How to Lie with Statistics


I really try to avoid complaining about work here, because I’ve got a job I love working with interesting and qualified people and an interesting product, and there’s little that’s worth complaining about. But today’s story is just surreal enough to share.

So our project manager stops me and asks me to pull statistics out of the ticket-tracking system we’ve thrown together. The system is an 80/20 solution that got about 30% done, so it’s pretty bare-bones — it lets support follow their tickets, and that’s about it. Aside from queue, subject and priority, it lets people record what they need — there isn’t even anything to enforce usernames, so one guy’s “pkn”, another’s “Chris”, and so on.

I point out that there isn’t very much we can pull out of that. He settles for number of tickets since 5.1.2 shipped, and of those the number that were spam/duplicate/garbage, the number that were about versions prior to 5.1.2, the number that were about 5.1.2, and the number that were about the Mitel Networks 6000, our hardware bundle.

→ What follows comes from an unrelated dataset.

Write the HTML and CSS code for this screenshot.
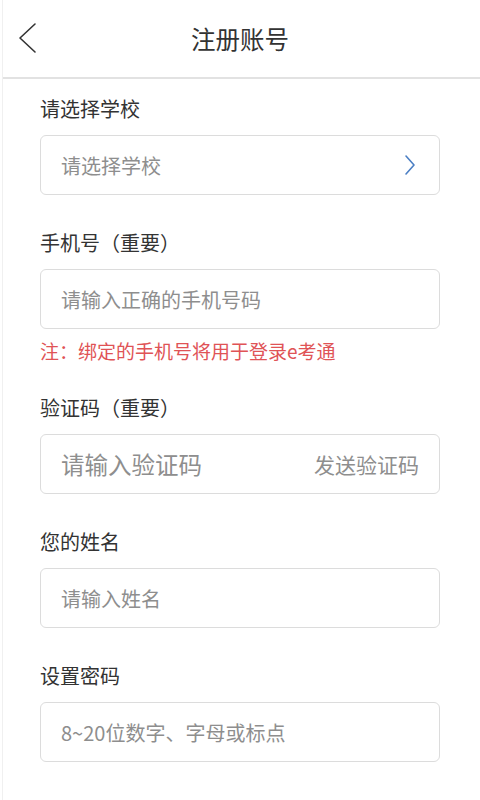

The first bits are easy, but the last bit isn’t.

I point out that we don’t record version anywhere unless someone happens to write it down, and that even then, I can’t programmatically tell the difference between someone asking a customer “Are you using 5.1.2?” and a customer writing “I’m using 5.1.2”. So he asks me to estimate. I point out that the number will be entirely unreliable, that I’ll essentially have to pull it out of the air, and that’s OK, someone somewhere needs this number.

Now, my academic background is in the social sciences, and generating statistics out of thin air isn’t particularly ethically sound, and I point this out to him. He’s sort of wavering, so I ask him to run it past my manager, which he has to do anyhow if he wants some of my time. Manager says exactly what I did — that we don’t record that, and that it’ll be a fabricated number, but if you want a fabricated number, sure.

Still bugging me.

So I tell the project manager that I’ll give him his number, but first I want him to send me email noting the requirements and acknowledging that it is impossible to determine the version statistics he wants, and that he wants me to estimate it. I don’t want to get into a situation where someone comes back and says “This number is wrong, how did you come up with it” and have to answer “Well, see, I had these dice” and then get blamed for fabricating the numbers.

He does. “I fully realize that the percentages that you are going to provide are pure guesses”, he writes. And in my response, I write “Based on an unreliably-distributed sample…” and “one might erroneously conclude a distribution like…”. And this generates no complaints. If things go pear-shaped and someone starts wondering about the numbers, there’s an audit trail of why they were made up. They’re probably reasonably accurate guesses, but they could also be absolutely wrong, and it’s not my problem.

This is a pretty good example of why I like my job.


2 responses to “How to Lie with Statistics”

  1. Wow. That’s kind of like you said “would you please cover my ass for me”, and he said “Hot damn! Sure will! There’s nothing I like better than COVERING ASS.”

    That never happens to me…

  2. HA HA HA. “Cover your ass? Why didn’t you say I could do that before?! That’s my very favoritist thing in the world to do!”